Monday, July 18, 2011

McAdoo about something

Former Carolina football player Michael McAdoo lost his reinstatement-seeking lawsuit last week after the NCAA ruled him permanently ineligible last fall for receiving improper academic assistance and benefits.

That was the lead in most North Carolina papers, but the disturbing part came in the middle paragraphs and moved up to the lead a few days later. The News and Observer nailed it with a Sunday headline: UNC honor court failed to find McAdoo's obvious plagiarism.

I thought the same thing when I read that McAdoo's paper, which the Honor Court found problematic last fall only because of a tutor's help with citations, was actually splattered with undetected plagiarism. And who discovered this? No, it was not the University nor its Honor Court, both of which had access to the paper for almost a year. McAdoo's lawyer published the offending paper in his lawsuit, and a few N.C. State fans spent the two minutes it took to understand the real scam of the paper. State fans figured it out.

The Charlotte Observer reported that free online plagiarism detectors showed McAdoo lifted 39 percent of the paper from uncredited online sources. Further, unattributed quotes from a nearly century-old book appeared throughout. I do not know McAdoo personally, but I know a few things about him. He thought he would get away with cheating. He sort of did. Then he and his lawyer published the undiscovered evidence of his plagiarism for the entire world to see. You draw your own conclusion about Michael McAdoo given these facts while I dispense my thoughts on the honor system.

I never had any direct experience with the honor system while I was a UNC undergraduate, but I was naturally curious about how it prided itself on peer judgment. I knew a couple good people, both Morehead scholars, who sat for the Court. One of them explained that cases were confidential, but I knew most of them ended with guilty verdicts. It sounded legitimate. I still wondered how high-achieving undergraduates could find the time and training to prosecute, defend and judge these numerous cases. Were they really capable and dedicated to such a significant task?
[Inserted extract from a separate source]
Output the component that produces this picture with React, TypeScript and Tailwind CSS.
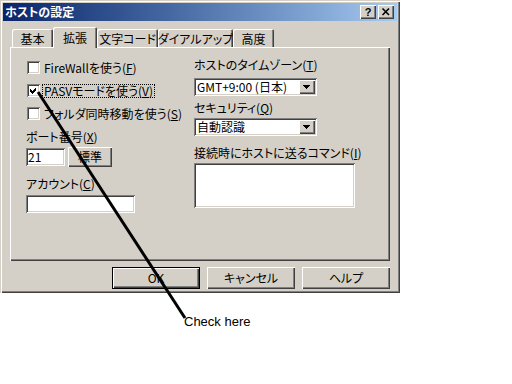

The McAdoo case might pull the curtain open to answer this and other questions. The University stated that the Honor Court does not use anti-plagiarism software, a duty reserved for professors and teaching assistants. These faculty members refer cases and evidence to the Honor Court and wash their hands. The process leaves a rickety bridge between investigation and prosecution. In fact, the Honor Court "rarely" investigates at all. The Honor Court simply presents the faculty's evidence.

The aforementioned circumstance is not specific to McAdoo's case nor the cases of other student athletes. It is true for all cases. The Observer did report one problem specific to student athletes. A faculty member wrote on a survey that the athletic department had intervened to keep a student-athlete's case out of the Honor Court. I have no words.

As an educator and proud alumnus, I take these issues to heart. A couple years ago a student cheated on one of my tests and immediately admitted that he cheated. He understood he would get a zero on the test and I would call his parents within minutes. Later that semester he appeared to cheat again, but I noticed only because I looked at his test more carefully than the others. He was displeased with me when I mentioned this to him, but colleagues defended my practice as "prudent." I agreed with them.

This nearly brings me to my big question. First, consider these facts. The Honor Court found McAdoo's paper slightly problematic last fall and dismissed him from the team for one season. UNC launched an internal athletic investigation, the most significant in its 200 years, that lasted for nine months and attracted more sustained media attention than actual football games. Most notably, UNC defended McAdoo after his dismissal by appealing the NCAA's decision. And through all of this, nobody bothered to use this thing called the World Wide Web to check the rest of the paper? Not the chancellor, the athletic director, the compliance office, the academic support staff, the Honor Court, the professor, a teaching assistant?

Nobody can fault any one person, but everyone can fault the system. I am beginning to think that we will never know most of what we want to know about the UNC football scandal.

1 comment:

  1. I think the crux of the question is what role does the Honor Court hold? Are they meant to be investigators? The quote from Holden Thorp in the N&O article makes me think that like any other court, they are meant to deliberate on presented information and judge based on that. When I was at Carolina, I seem to remember thinking that they did have an investigative role.

    As I've been thinking about it this morning, however, given the fact that it's mostly run by students in addition to their academic responsibilities, I think that the Chancellor may have an appropriate view of what their role is and should be. What I think may be missing as a result of this discrepancy is that professors and TAs should be given the tools to find and the opportunity to present the evidence for their cheating charges when they accuse students. If the Honor Court is not charged with actual investigation, I can see how things like this would happen if others don't accept that responsibility.